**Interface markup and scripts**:
==========
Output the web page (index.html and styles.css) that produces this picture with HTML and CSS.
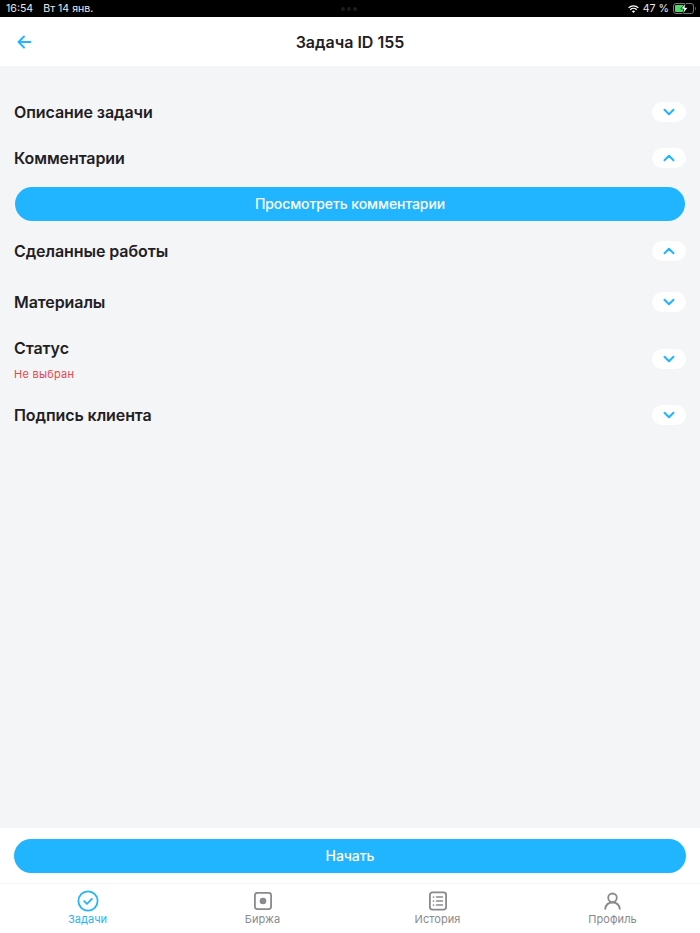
FILE: index.html
```html
<!DOCTYPE html>
<html lang="ru">
<head>
<meta charset="utf-8">
<title>Задача ID 155</title>
<link rel="stylesheet" href="styles.css">
</head>
<body>
<div class="app">
  <div class="statusbar">
    <div class="status-left"><span>16:54</span><span>Вт 14 янв.</span></div>
    <div class="status-dots"><i></i><i></i><i></i></div>
    <div class="status-right">
      <svg class="wifi" width="11" height="8" viewBox="0 0 11 8"><path d="M.6 2.900a7 7 0 0 1 9.800 0" fill="none" stroke="#fff" stroke-width="1.300"/><path d="M2.300 4.700a4.600 4.600 0 0 1 6.400 0" fill="none" stroke="#fff" stroke-width="1.300"/><path d="M5.500 8 3.900 6.300a2.400 2.400 0 0 1 3.200 0z" fill="#fff"/></svg>
      <span>47 %</span>
      <svg class="battery" width="24" height="11" viewBox="0 0 24 11"><rect x=".5" y=".5" width="20" height="10" rx="2.500" fill="none" stroke="#777"/><rect x="2" y="2" width="9" height="7" rx="1" fill="#4cd964"/><path d="M22 3.600c1 .4 1.200 3.400 0 3.800z" fill="#777"/><path d="M12.600 0 7.800 6h3l-1 5 5.200-6.500h-3.100z" fill="#fff" stroke="#000" stroke-width=".7"/></svg>
    </div>
  </div>

  <header class="topbar">
    <svg class="back" width="16" height="14" viewBox="0 0 16 14"><path d="M14.500 7H2.500M8 1.500 2.500 7 8 12.500" fill="none" stroke="#22b5ff" stroke-width="1.900" stroke-linecap="round" stroke-linejoin="round"/></svg>
    <h1>Задача ID 155</h1>
  </header>

  <main class="content">
    <section class="row">
      <h2>Описание задачи</h2>
      <span class="toggle"><svg width="12" height="8" viewBox="0 0 12 8"><path d="m1.500 1.700 4.500 4.500 4.500-4.500" fill="none" stroke="#22b5ff" stroke-width="2" stroke-linecap="round" stroke-linejoin="round"/></svg></span>
    </section>
    <section class="row row-open">
      <h2>Комментарии</h2>
      <span class="toggle"><svg width="12" height="8" viewBox="0 0 12 8"><path d="m1.500 6.300 4.500-4.500 4.500 4.500" fill="none" stroke="#22b5ff" stroke-width="2" stroke-linecap="round" stroke-linejoin="round"/></svg></span>
    </section>
    <button class="btn btn-comments">Просмотреть комментарии</button>
    <section class="row row-works">
      <h2>Сделанные работы</h2>
      <span class="toggle"><svg width="12" height="8" viewBox="0 0 12 8"><path d="m1.500 6.300 4.500-4.500 4.500 4.500" fill="none" stroke="#22b5ff" stroke-width="2" stroke-linecap="round" stroke-linejoin="round"/></svg></span>
    </section>
    <section class="row">
      <h2>Материалы</h2>
      <span class="toggle"><svg width="12" height="8" viewBox="0 0 12 8"><path d="m1.500 1.700 4.500 4.500 4.500-4.500" fill="none" stroke="#22b5ff" stroke-width="2" stroke-linecap="round" stroke-linejoin="round"/></svg></span>
    </section>
    <section class="row row-status">
      <div class="status-text">
        <h2>Статус</h2>
        <p class="error">Не выбран</p>
      </div>
      <span class="toggle"><svg width="12" height="8" viewBox="0 0 12 8"><path d="m1.500 1.700 4.500 4.500 4.500-4.500" fill="none" stroke="#22b5ff" stroke-width="2" stroke-linecap="round" stroke-linejoin="round"/></svg></span>
    </section>
    <section class="row">
      <h2>Подпись клиента</h2>
      <span class="toggle"><svg width="12" height="8" viewBox="0 0 12 8"><path d="m1.500 1.700 4.500 4.500 4.500-4.500" fill="none" stroke="#22b5ff" stroke-width="2" stroke-linecap="round" stroke-linejoin="round"/></svg></span>
    </section>
  </main>

  <div class="action">
    <button class="btn btn-start">Начать</button>
  </div>

  <nav class="tabs">
    <a class="tab tab-active">
      <svg width="22" height="22" viewBox="0 0 22 22"><circle cx="11" cy="11" r="9.600" fill="none" stroke="#22b5ff" stroke-width="1.800"/><path d="m7.200 11.200 2.700 2.600 5-5" fill="none" stroke="#22b5ff" stroke-width="1.800" stroke-linecap="round" stroke-linejoin="round"/></svg>
      <span>Задачи</span>
    </a>
    <a class="tab">
      <svg width="22" height="22" viewBox="0 0 22 22"><rect x="2.900" y="2.900" width="16.200" height="16.200" rx="2.500" fill="none" stroke="#8a8a8e" stroke-width="1.800"/><circle cx="11" cy="11" r="3.300" fill="#8a8a8e"/></svg>
      <span>Биржа</span>
    </a>
    <a class="tab">
      <svg width="22" height="22" viewBox="0 0 22 22"><rect x="2.900" y="2.400" width="16.200" height="17.200" rx="2.500" fill="none" stroke="#8a8a8e" stroke-width="1.800"/><path d="M9.500 7h6M9.500 11h6M9.500 15h6" stroke="#8a8a8e" stroke-width="1.500" stroke-linecap="round"/><path d="M6.500 7h.1M6.500 11h.1M6.500 15h.1" stroke="#8a8a8e" stroke-width="1.700" stroke-linecap="round"/></svg>
      <span>История</span>
    </a>
    <a class="tab">
      <svg width="22" height="22" viewBox="0 0 22 22"><circle cx="10.500" cy="7.800" r="4.300" fill="none" stroke="#8a8a8e" stroke-width="1.800"/><path d="M3.200 18.900c.5-3.800 3.200-6.400 7.300-6.400s6.800 2.600 7.300 6.400" fill="none" stroke="#8a8a8e" stroke-width="1.800" stroke-linecap="round"/></svg>
      <span>Профиль</span>
    </a>
  </nav>
</div>
</body>
</html>
```
FILE: styles.css
```css
* { box-sizing: border-box; }
html, body { margin: 0; padding: 0; height: 100%; }
body { font-family: Inter, "Liberation Sans", sans-serif; background: #fff; color: #1f2023; }

.app { width: 700px; height: 933px; display: flex; flex-direction: column; overflow: hidden; }

.statusbar {
  flex: 0 0 17px; background: #000; color: #e8e8e8;
  display: flex; align-items: center; justify-content: space-between;
  padding: 0 3px 0 6px; font-size: 10.600px; position: relative;
}
.status-left { display: flex; gap: 10px; }
.status-dots { position: absolute; left: 341px; top: 7px; display: flex; gap: 2px; }
.status-dots i { width: 4px; height: 4px; border-radius: 50%; background: #1d1d1f; }
.status-right { display: flex; align-items: center; gap: 4px; }

.topbar {
  flex: 0 0 49px; background: #fff; position: relative;
  display: flex; align-items: center; justify-content: center;
}
.back { position: absolute; left: 16px; top: 18px; }
.topbar h1 { margin: 0; font-size: 16px; font-weight: 600; }

.content { flex: 1; background: #f4f5f7; padding: 36px 14px 0; display: flex; flex-direction: column; }

.row { display: flex; align-items: center; justify-content: space-between; min-height: 20px; margin-bottom: 26px; }
.row h2 { margin: 0; font-size: 16px; line-height: 20px; font-weight: 600; letter-spacing: -.08px; }
.row-open { margin-bottom: 19px; }
.row-works { margin-bottom: 31px; }
.row-status { margin-bottom: 25px; }

.toggle {
  width: 34px; height: 20px; border-radius: 10px; background: #fff;
  display: flex; align-items: center; justify-content: center;
}

.btn {
  display: block; border: 0; background: #22b5ff; color: #fff;
  font-family: inherit; font-size: 14px; font-weight: 500; letter-spacing: -.08px;
  height: 34px; border-radius: 17px; padding: 0 0 2px;
}
.btn-comments { width: 670px; margin: 0 1px 20px; }
.btn-start { width: 672px; }

.status-text { height: 42px; }
.error { margin: 10px 0 0; font-size: 11px; line-height: 13px; color: #e5484d; letter-spacing: .25px; }

.action { flex: 0 0 55px; background: #fff; padding: 11px 14px 0; }

.tabs {
  flex: 0 0 50px; background: #fff; border-top: 1px solid #f3f4f6;
  display: grid; grid-template-columns: repeat(4, 1fr);
}
.tab { display: flex; flex-direction: column; align-items: center; padding-top: 6px; color: #8a8a8e; }
.tab svg { display: block; }
.tab span { font-size: 11px; line-height: 14px; letter-spacing: .05px; }
.tab-active { color: #22b5ff; }
```
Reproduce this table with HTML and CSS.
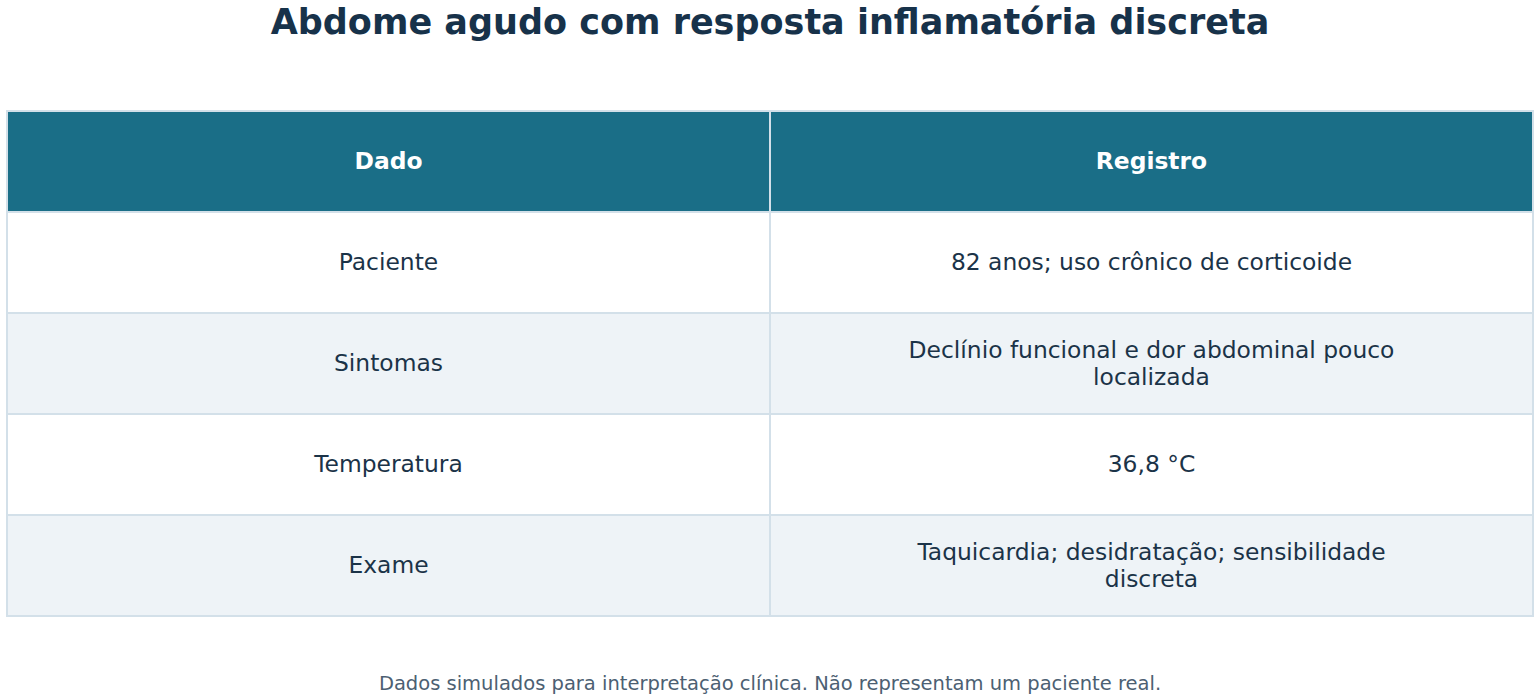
==========
**SET TASK**:
In the records above, find each line that holds the word "styles"; copy all such lines.

**EXERCISE OUTPUT**:
Output the web page (index.html and styles.css) that produces this picture with HTML and CSS.
<link rel="stylesheet" href="styles.css">
FILE: styles.css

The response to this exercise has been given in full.